Al ser el bien que podemos vivir un don, le corresponde, además, un corazón agradecido. Por ello, aunque también podamos presentar a Dios oraciones y súplicas por nuestras necesidades, hemos de estar en primer lugar llenos de gratitud. Algunas prácticas sociales de este tiempo tienen este sentido original: obsequiarnos unos a otros para asombrarnos de la generosidad y para cultivar nosotros mismos la capacidad de donarnos. El juego de los intercambios, más allá de sus limitaciones, conserva un destello de la alegría que estamos llamados a comunicarnos unos a otros. Sin necesidad de caer en los excesos consumistas, brindarle a los seres queridos y a las personas en general algo de lo que somos y tenemos, y acoger de ellos su propio misterio y su regalo, es una práctica que puede ayudarnos a cobrar conciencia de nuestros ritmos cotidianos. Pero si con alguien nos encontramos siempre en deuda, es con Dios. Si alguien no ha escatimado su entrega para nuestro beneficio, es Dios. Si alguien no espera de nosotros otra cosa que una gratitud que se convierta en justicia, es Dios. Y si alguien, además, nos da la capacidad de cumplir la bondad en nuestra acción, es precisamente Dios, que no deja de ser grande con nosotros.

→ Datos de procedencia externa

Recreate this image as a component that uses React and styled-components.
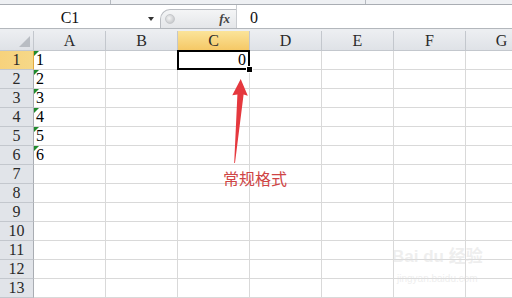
import styled, { createGlobalStyle, css } from "styled-components"

const GlobalStyle = createGlobalStyle`
    html, body {
        margin: 0;
        padding: 0;
        background: #ffffff;
    }
`

const Window = styled.div`
    position: relative;
    width: 512px;
    height: 298px;
    overflow: hidden;
    background: #ffffff;
    display: flex;
    flex-direction: column;
    font-family: "Liberation Serif", "DejaVu Serif", serif;
`

const TopStrip = styled.div`
    display: flex;
    height: 4px;
    background: #eef0f3;
    border-bottom: 1px solid #a9adb3;
`

const StripPart = styled.div`
    width: ${p => p.$width}px;
    border-right: 1px solid #b6bac0;
`

const FormulaBar = styled.div`
    display: flex;
    height: 23px;
    border-bottom: 1px solid #b3b7bc;
    background: #ffffff;
`

const NameBox = styled.div`
    display: flex;
    align-items: center;
    width: 160px;
`

const NameText = styled.span`
    width: 140px;
    text-align: center;
    font-size: 16px;
    color: #111;
    padding-top: 2px;
`

const DropArrow = styled.span`
    width: 0;
    height: 0;
    margin-left: 8px;
    margin-top: 4px;
    border-left: 3px solid transparent;
    border-right: 3px solid transparent;
    border-top: 4px solid #333;
`

const FxPill = styled.div`
    display: flex;
    align-items: center;
    justify-content: space-between;
    align-self: flex-end;
    width: 76px;
    height: 19px;
    box-sizing: border-box;
    padding: 0 6px 0 4px;
    border: 1px solid #b9bcc1;
    border-right: none;
    border-bottom: none;
    border-radius: 10px 0 0 0;
    background: linear-gradient(#f4f5f6, #e4e6e9);
`

const Grip = styled.span`
    width: 8px;
    height: 8px;
    border-radius: 50%;
    background: radial-gradient(circle at 40% 40%, #f4f4f4, #b9bcc0);
    border: 1px solid #c6c8cb;
`

const FxLabel = styled.span`
    font-family: "Liberation Serif", serif;
    font-style: italic;
    font-weight: bold;
    font-size: 13px;
    color: #444;
`

const FormulaInput = styled.div`
    flex: 1;
    display: flex;
    align-items: center;
    padding-left: 13px;
    border-left: 1px solid #c9ccd0;
    font-size: 16px;
    color: #111;
    padding-top: 2px;
`

const Gap = styled.div`
    height: 2px;
    background: #eceef1;
`

const Sheet = styled.div`
    display: grid;
    grid-template-columns: 34px repeat(7, 72px);
    grid-template-rows: 20px;
    grid-auto-rows: 19px;
    font-size: 16px;
    line-height: 18px;
`

const headerBase = css`
    box-sizing: border-box;
    border-right: 1px solid #c3c7cd;
    border-bottom: 1px solid #c3c7cd;
    color: #2a2a2a;
    display: flex;
    align-items: center;
    justify-content: center;
    background: ${p => p.$active
        ? "linear-gradient(#fbe49a, #f5c866)"
        : "linear-gradient(#eceef1, #dfe2e7)"};
`

const Corner = styled.div`
    ${headerBase};
    position: relative;
    &::after {
        content: "";
        position: absolute;
        right: 3px;
        bottom: 3px;
        border-left: 11px solid transparent;
        border-bottom: 11px solid #b9bdc3;
    }
`

const ColHeader = styled.div`
    ${headerBase};
    border-bottom-color: ${p => p.$active ? "#e2a93f" : "#c3c7cd"};
`

const RowHeader = styled.div`
    ${headerBase};
    background: ${p => p.$active
        ? "linear-gradient(90deg, #f7d27c, #f6d888)"
        : "#e1e4e9"};
    border-right-color: ${p => p.$active ? "#e2a93f" : "#a9adb3"};
`

const Cell = styled.div`
    position: relative;
    box-sizing: border-box;
    border-right: 1px solid #d9d9d9;
    border-bottom: 1px solid #d9d9d9;
    padding: 0 3px 0 2px;
    display: flex;
    align-items: center;
    justify-content: ${p => p.$right ? "flex-end" : "flex-start"};
    color: #000;
    ${p => p.$flag && css`
        &::before {
            content: "";
            position: absolute;
            left: 0;
            top: 0;
            border-top: 5px solid #1f8a2c;
            border-right: 5px solid transparent;
        }
    `}
    ${p => p.$selected && css`
        z-index: 2;
        &::after {
            content: "";
            position: absolute;
            left: -1px;
            top: -1px;
            right: -1px;
            bottom: -1px;
            border: 2px solid #000;
            pointer-events: none;
        }
    `}
`

const FillHandle = styled.span`
    position: absolute;
    right: -4px;
    bottom: -4px;
    width: 5px;
    height: 5px;
    background: #000;
    border: 1px solid #fff;
    z-index: 3;
`

const Arrow = styled.svg`
    position: absolute;
    left: 228px;
    top: 76px;
    width: 24px;
    height: 90px;
    z-index: 5;
`

const Note = styled.div`
    position: absolute;
    left: 223px;
    top: 168px;
    font-family: "Noto Sans CJK SC", "Noto Sans", sans-serif;
    font-size: 16px;
    line-height: 20px;
    color: #cf4545;
    z-index: 5;
`

const Watermark = styled.div`
    position: absolute;
    left: 392px;
    top: 246px;
    display: flex;
    flex-direction: column;
    align-items: center;
    white-space: nowrap;
    color: rgba(222, 222, 222, 0.5);
    font-family: "Liberation Sans", "Noto Sans CJK SC", sans-serif;
    z-index: 4;
`

const MarkTitle = styled.div`
    font-size: 17px;
    line-height: 22px;
    font-weight: bold;
`

const MarkUrl = styled.div`
    font-size: 10px;
    line-height: 12px;
    margin-top: 5px;
`

const columns = ["A", "B", "C", "D", "E", "F", "G"]
const rows = Array.from({ length: 13 }, (_, i) => i + 1)

function App() {
    return (
        <Window>
            <GlobalStyle />
            <TopStrip>
                <StripPart $width={110} />
                <StripPart $width={254} />
            </TopStrip>

            <FormulaBar>
                <NameBox>
                    <NameText>C1</NameText>
                    <DropArrow />
                </NameBox>
                <FxPill>
                    <Grip />
                    <FxLabel>fx</FxLabel>
                </FxPill>
                <FormulaInput>0</FormulaInput>
            </FormulaBar>

            <Gap />

            <Sheet>
                <Corner />
                {columns.map(c => (
                    <ColHeader key={c} $active={c === "C"}>{c}</ColHeader>
                ))}
                {rows.map(r => [
                    <RowHeader key={"h" + r} $active={r === 1}>{r}</RowHeader>,
                    ...columns.map(c => {
                        const isA = c === "A" && r <= 6
                        const isSel = c === "C" && r === 1
                        return (
                            <Cell
                                key={c + r}
                                $flag={isA}
                                $selected={isSel}
                                $right={isSel}
                            >
                                {isA ? r : isSel ? "0" : ""}
                                {isSel && <FillHandle />}
                            </Cell>
                        )
                    })
                ])}
            </Sheet>

            <Arrow viewBox="0 0 24 90">
                <polygon
                    points="12.7,3 19.8,19.8 15.6,18.4 7,87 6.2,87 9.4,18.4 4.3,19.2"
                    fill="#e5383e"
                />
            </Arrow>

            <Note>常规格式</Note>

            <Watermark>
                <MarkTitle>Bai du 经验</MarkTitle>
                <MarkUrl>jingyan.baidu.com</MarkUrl>
            </Watermark>
        </Window>
    )
}

export default App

La fuente de la salvación está ante nosotros. Saquemos de ella agua con gozo. Es Jesús, nuestro Señor, el que transforma el antiguo bautismo de pura agua en bautismo de fuego y de Espíritu. Es su cercanía la que aguardamos, y el secreto que despierta el júbilo. Él en persona es el don de Dios, y nuestro Adviento es alegre, lo sabemos, porque es Él quien llega, es Él a quien aguardamos. Él es, por el don de su encarnación y su nacimiento, la causa nuestra alegría. Tampoco nosotros somos dignos de desatarle las correas de sus sandalias. Ni siquiera de tocar el suelo santo en el que ha decidido caminar. Sin embargo, él hace suyos nuestros caminos, y se introduce a nuestra peregrinación para hacer palpable el amor sin límites, principio de toda alegría plena. Ya viene el Señor, alegrémonos. Se lo repito: alegrémonos en el Señor. Él está cerca.